Ingredients shown: sugar, almond extract, powdered sugar, almond flour, eggs, salt, almonds, and cherries.
  • Almond flour. Almond flour isn’t flour at all, rather it’s made from ground almonds and is therefore naturally gluten-free. It’s great in many desserts, such as flourless chocolate torta caprese.
  • Egg whites. At room temperature. Save the yolks and use them for a different recipe, such as creamy lemon chicken pasta.
  • Almond extract. For extra almond flavor.
  • Toppings. We used sliced almonds, whole almonds, and maraschino cherries. Feel free to omit these if you prefer.

See the recipe card for full information on ingredients and quantities.

How to make it

Each number corresponds to the numbered written steps below.
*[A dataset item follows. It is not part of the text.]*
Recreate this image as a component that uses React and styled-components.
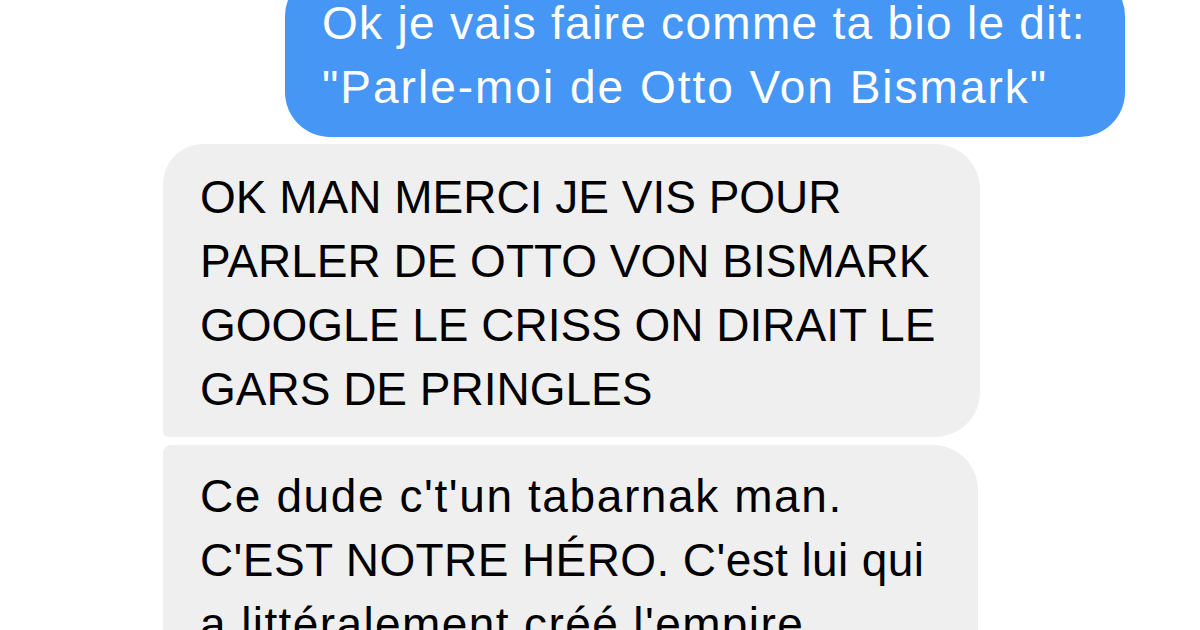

  1. Preheat the oven to 350f and set the rack to the middle level. In a large bowl combine 2 cups (230g) of almond flour, 1 cup (200g) of granulated sugar, and a pinch of sea salt. (Photo #1)
Italian almond cookies recipe collage group one showing mixing of almond flour and beating egg whites.
  1. In a medium bowl, beat 2 room-temperature egg whites and 1 teaspoon of almond extract until soft peaks form. (Photo #2)
  2. Gently fold the egg whites into the almond flour mixture. (Photo #3)
Recipe collage group two showing adding egg whites to almond flour and forming of dough.
  1. Mix just until a dough forms. (Photo #4)
  2. Line 3 baking sheets with parchment paper or silicon baking mats and place 1/4 cup of powdered sugar onto a small plate. Using a small cookie scoop, collect a ball of dough. (Photo #5)
Recipe collage group three showing balling of dough into cookies.
  1. Use your hands to compress the dough ball together, then roll it into a ball. Roll the ball in the powdered sugar. (Photo #6)
  2. Place the ball on the cookie sheet leaving 2 inches between each cookie. Use your hands to press a small whole almond or cherry onto the top of each cookie ball. Alternatively, you can press the cookie slightly and leave plain, or coat it with sliced almonds. Bake the cookies for ~15 minutes or until the cookies turn lightly golden on the edges and start to crack on top, but are still soft on the inside (Photo #7)
Recipe collage group four showing adding cookies to cooking sheets and cooling of cookies on wire rack.
  1. Remove the Sicilian almond cookies from the oven and after 5 minutes transfer them to a wire rack to finish cooling. (Photo #8) Enjoy!
Wire rack with assorted Italian almond cookies.

Top tips

  • Separating the egg whites. Take care when separating the egg whites from the yolks. Any fat or yolk remnant will impact the egg whites’ ability to form peaks. For the same reason, be sure to use a clean bowl that’s free of any oil residue, etc.
  • Use a cookie scoop. This will ensure consistent sizes for your almond cookies.
  • Baking pans. I recommend using 3 separate pans for these cookies, however, if you only have 1 cookie sheet, be sure to let it cool down before placing the next batch of cookies on them to bake.
Black plate with Italian almond cookies.

More Italian desserts

Here are a few more of our favorite desserts! These are great for holidays or anytime you’re craving a sweet treat!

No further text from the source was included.